Paragraph 394(3)(b) - the date upon which the Applicant became aware of the dismissal
[28] The Applicant does not dispute that he became aware of his dismissal on 19 March 2013.
Paragraph 394(3)(c) - any action by the person to dispute the dismissal
[29] Mr Wright has provided the Commission with sufficient documentation to demonstrate that he took action to determine why his Employer was requested to dismiss him as a result of a complaint which involved KJV and Clough Project Pty Ltd on Barrow Island.
[30] The Employer declares that the Applicant’s actions concerning his dismissal relate to Brunel’s clients (KJV / Clough) and not the Employer.

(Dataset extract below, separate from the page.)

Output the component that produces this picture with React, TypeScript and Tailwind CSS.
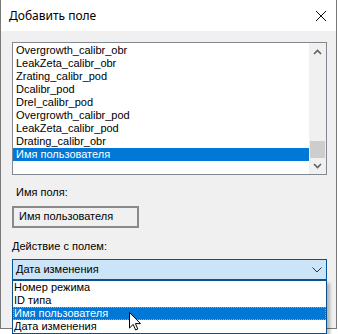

Paragraph 394(3)(d) - prejudice to the employer caused by the delay in filing the application
[31] The Applicant does not make any reference in his submission to this criterion. The Employer does not contend in its response to Mr Wright’s submission any particular prejudice.
[32] I note the absence of prejudice to the Employer is not sufficient to make out a case for an extension of time to allow the application to be lodged beyond the statutory timeline. In the absence of any submission, I adopt a neutral position to this criterion.
Paragraph 394(3)(e) - the merits of the application
[33] The merits of any application can only be determined after a hearing in which evidence is tested. While I have taken this criterion into consideration, I have adopted a neutral position as to its “weight” on whether time should be extended to file this application.
Paragraph 394(3)(f) - fairness between the applicant and other persons in a similar position
[34] It would appear that this criterion is not a relevant consideration. To the extent that it is relevant, I have adopted a neutral position with respect to this criterion.
CONCLUSION
[35] In conclusion, for the reasons I have set out above, I am not satisfied that exceptional circumstances existed which led to a delay in Mr Wright filing this application. An order to this effect will be issued jointly with this decision.
COMMISSIONER
Final written submissions:
Applicant: 27 April and 19 May 2014.
Respondent: No submission filed by the Respondent.